Imagine for a second what these children went through. They are locked in a car, strapped in their car seat, unable to move. At first it is just a little boring, then the heat starts to climb. They start to sweat and their seat belt starts to chaff. Their heart beats faster, circulating blood to cool them down. Their tiny bodies struggle to keep up, but the car gets too hot and their bodies can’t cope. Their body temperature starts to rise. Their body, vainly trying to cool itself, keeps sweating, transferring liquids to the sweat glands, drying out their eyes and throat. After sweating so much they are thirsty, but they can’t move, even if there was a bottle left in the car. But the heat in the car keeps climbing and so does their body temperature.
Imagine their torment as they are baked to death.
The media has made heroes of the people who have saved children like these from their torment. Yet, 13 children, in the U.S. alone, have still suffered a horrible death. What if cars were equipped to sense movement and after 20 minutes they were programmed to circulate a gas that would painlessly kill the child? This would save their torment.
Perhaps you were outraged at my suggestion. “Gassing an innocent child?” Would you rather they suffer an unimaginably horrible death? At least having it as an option would give parents the freedom to choose to safe-guard their children from the possibility of a horrible death or take the risk of not having such a system in place. Not having it is an infringement of personal freedoms and rights for those who want to prevent their children from suffering.

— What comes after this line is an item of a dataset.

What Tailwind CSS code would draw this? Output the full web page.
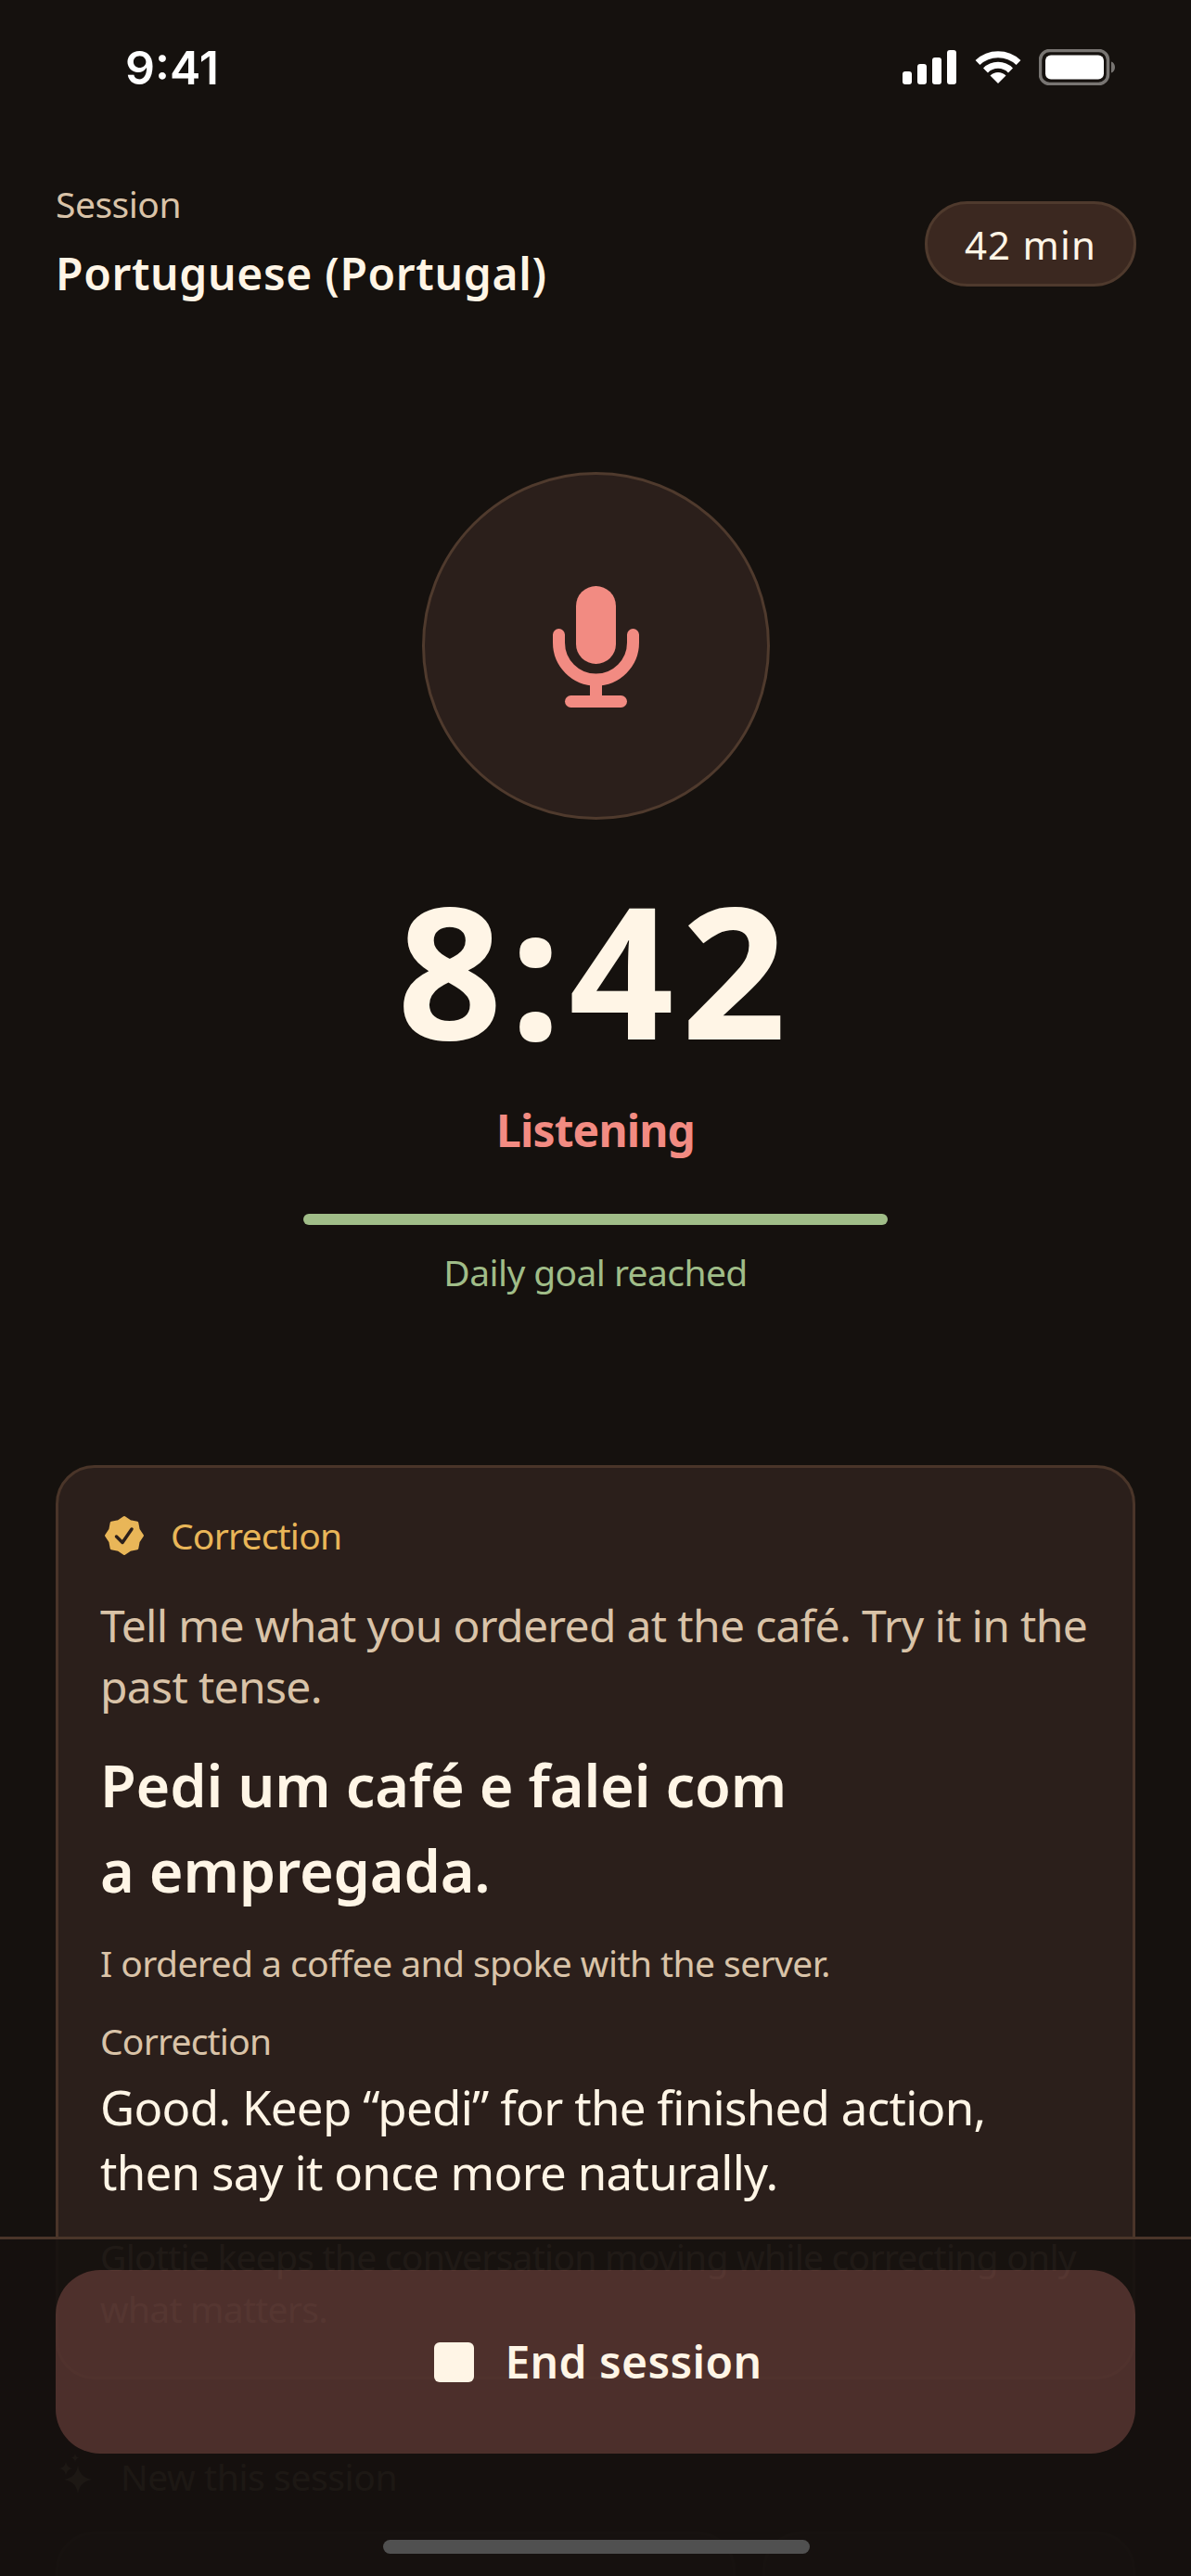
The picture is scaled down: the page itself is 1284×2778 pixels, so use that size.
<!doctype html>
<html><head><meta charset="utf-8"><script src="https://cdn.jsdelivr.net/npm/@tailwindcss/browser@4"></script></head>
<body class="bg-[#15110e]">
<div class="relative w-[1284px] h-[2778px] overflow-hidden bg-[#15110e] text-[#fff5e6] font-['Noto_Sans',sans-serif]">
  <div class="flex items-center justify-between pt-[42px] pl-[135px] pr-[82px] mb-[91px]">
    <span class="translate-y-[1px] font-['Inter',sans-serif] font-semibold text-[50px] leading-[60px] text-white">9:41</span>
    <div class="flex items-center gap-[20px]">
      <svg width="58" height="37" viewBox="0 0 58 37" fill="#fff"><rect x="0" y="23" width="10" height="14" rx="3"/><rect x="16" y="15" width="10" height="22" rx="3"/><rect x="32" y="8" width="10" height="29" rx="3"/><rect x="48" y="0" width="10" height="37" rx="3"/></svg>
      <svg width="50" height="36" viewBox="0 0 50 36" fill="none" stroke="#fff" stroke-width="7"><path d="M3 13.500A32 32 0 0 1 47 13.500"/><path d="M11.500 22A19 19 0 0 1 38.500 22"/><path d="M25 36L16.500 27.500A12 12 0 0 1 33.500 27.500Z" fill="#fff" stroke="none"/></svg>
      <svg width="82" height="39" viewBox="0 0 82 39" class="-ml-px"><rect x="1.500" y="1.500" width="73" height="36" rx="10" fill="none" stroke="#787572" stroke-width="3.500"/><rect x="7" y="6.500" width="63" height="26" rx="6" fill="#fff"/><path d="M78 13.500c2.500 .8 4 3 4 6s-1.500 5.200-4 6z" fill="#787572"/></svg>
    </div>
  </div>

  <div class="flex items-start justify-between px-[60px]">
    <div>
      <p class="text-[39px] leading-[54px] tracking-[-0.5px] text-[#d9c3a8]">Session</p>
      <h1 class="mt-[15px] text-[48px] leading-[66px] font-semibold tracking-[0.65px]">Portuguese (Portugal)</h1>
    </div>
    <div class="mt-[24px] -mr-[1px] flex h-[92px] w-[228px] items-center justify-center rounded-full border-[3px] border-[#4f3a2d] bg-[#3b2820] text-[42px] tracking-[1.2px]">42 min</div>
  </div>

  <div class="mx-auto mt-[181px] flex h-[375px] w-[375px] items-center justify-center rounded-full border-[3px] border-[#4f3a2d] bg-[#2b1f1b] pt-[2px]">
    <svg width="93" height="131" viewBox="596 632 93 131" fill="#f28b82"><rect x="621" y="632" width="43" height="84" rx="21.500"/><path d="M602.500 684.500V693a40 40 0 0 0 80 0V684.500" fill="none" stroke="#f28b82" stroke-width="13" stroke-linecap="round"/><rect x="636" y="735" width="13" height="20"/><rect x="609" y="750" width="67" height="13" rx="6.500"/></svg>
  </div>

  <div class="mt-[61px] text-center text-[198px] leading-[198px] font-bold tracking-[8px]">8:42</div>
  <div class="mt-[43px] text-center text-[48px] leading-[66px] font-bold tracking-[-0.9px] text-[#f28b82]">Listening</div>
  <div class="mx-auto mt-[57px] h-[12px] w-[630px] rounded-full bg-[#a0bd88]"></div>
  <div class="mt-[24px] text-center text-[39px] leading-[54px] tracking-[-0.6px] text-[#a0bd88]">Daily goal reached</div>

  <section class="mx-[60px] mt-[181px] rounded-[42px] border-[3px] border-[#4a3529] bg-[#2b1f1b] px-[45px] pt-[51px] pb-[45px]">
    <div class="flex h-[44px] items-center gap-[28px] pl-[4px]">
      <svg width="44" height="44" viewBox="0 0 44 44"><path d="M22 2.500L28.300 6.800 35.800 8.200 37.200 15.700 41.500 22 37.200 28.300 35.800 35.800 28.300 37.200 22 41.500 15.700 37.200 8.200 35.800 6.800 28.300 2.500 22 6.800 15.700 8.200 8.200 15.700 6.800Z" fill="#e9b658" stroke="#e9b658" stroke-width="3" stroke-linejoin="round"/><path d="M13.500 23L20 29.500 30 15" fill="none" stroke="#2b1f1b" stroke-width="3.500" stroke-linecap="round" stroke-linejoin="round"/></svg>
      <span class="text-[39px] leading-[44px] tracking-[-0.8px] text-[#e9b658]">Correction</span>
    </div>
    <p class="mt-[42px] text-[48px] leading-[66px] tracking-[-0.67px] text-[#d9c3a8]">Tell me what you ordered at the café. Try it in the<br>past tense.</p>
    <p class="mt-[27px] text-[63px] leading-[92px] font-semibold tracking-[-0.2px]">Pedi um café e falei com<br>a empregada.</p>
    <p class="mt-[27px] text-[39px] leading-[54px] tracking-[-0.57px] text-[#d9c3a8]">I ordered a coffee and spoke with the server.</p>
    <p class="mt-[30px] text-[39px] leading-[54px] tracking-[-0.8px] text-[#d9c3a8]">Correction</p>
    <p class="mt-[9px] text-[51px] leading-[70px] tracking-[-0.7px]">Good. Keep “pedi” for the finished action,<br>then say it once more naturally.</p>
    <p class="mt-[29px] text-[39px] leading-[56px] tracking-[-0.75px] text-[#86735f]">Glottie keeps the conversation moving while correcting only<br>what matters.</p>
  </section>

  <div class="mt-[78px] flex h-[54px] items-center gap-[28px] px-[60px] text-[39px] tracking-[-0.4px] text-[#665a4e]">
    <svg width="42" height="46" viewBox="0 0 42 46" fill="#665a4e" class="-mt-[8px]"><path d="M24 15Q26 28 39 30 26 32 24 45 22 32 9 30 22 28 24 15Z"/><path d="M11 11Q12 17 18 18 12 19 11 25 10 19 4 18 10 17 11 11Z"/><path d="M21 2Q21.500 6 25 6.500 21.500 7 21 11 20.500 7 17 6.500 20.500 6 21 2Z"/></svg>
    <span>New this session</span>
  </div>
  <div class="mt-[32px] grid grid-cols-[733px_402px] gap-[29px] px-[60px]">
    <div class="h-[200px] rounded-[42px] border-[3px] border-[#2f241e] bg-[#241a16]"></div>
    <div class="h-[200px] rounded-[42px] border-[3px] border-[#2f241e] bg-[#241a16]"></div>
  </div>

  <footer class="absolute inset-x-0 bottom-0 h-[366px] border-t-[3px] border-[#4a3529] bg-[#15110e]/90 px-[60px] pt-[33px]">
    <button class="flex h-[198px] w-full items-center justify-center gap-[33px] rounded-[48px] bg-[#f28b82]/25 pl-[6px] text-[48px] font-semibold tracking-[0.4px] text-[#fff5e6]">
      <span class="h-[43px] w-[43px] rounded-[6px] bg-[#fff5e6]"></span>
      <span>End session</span>
    </button>
    <div class="absolute bottom-[24px] left-[413px] h-[15px] w-[460px] rounded-full bg-[#505050]"></div>
  </footer>
</div>
</body></html>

I hope you are still outraged at my suggestion. However this thinking is already present and legal. Doctor assisted suicide makes it legal to kill people to alleviate their suffering, much in the same way that a gas-equipped car system would.
What if, instead of circulating gasses, the cars were programmed to open the windows or turned on the AC after sensing movement? This would cool the vehicle, let air circulate and ease the child’s suffering. And, what if, instead of killing people, and spending money debating how to make killing people legal, we spent money researching how to make their lives more bearable?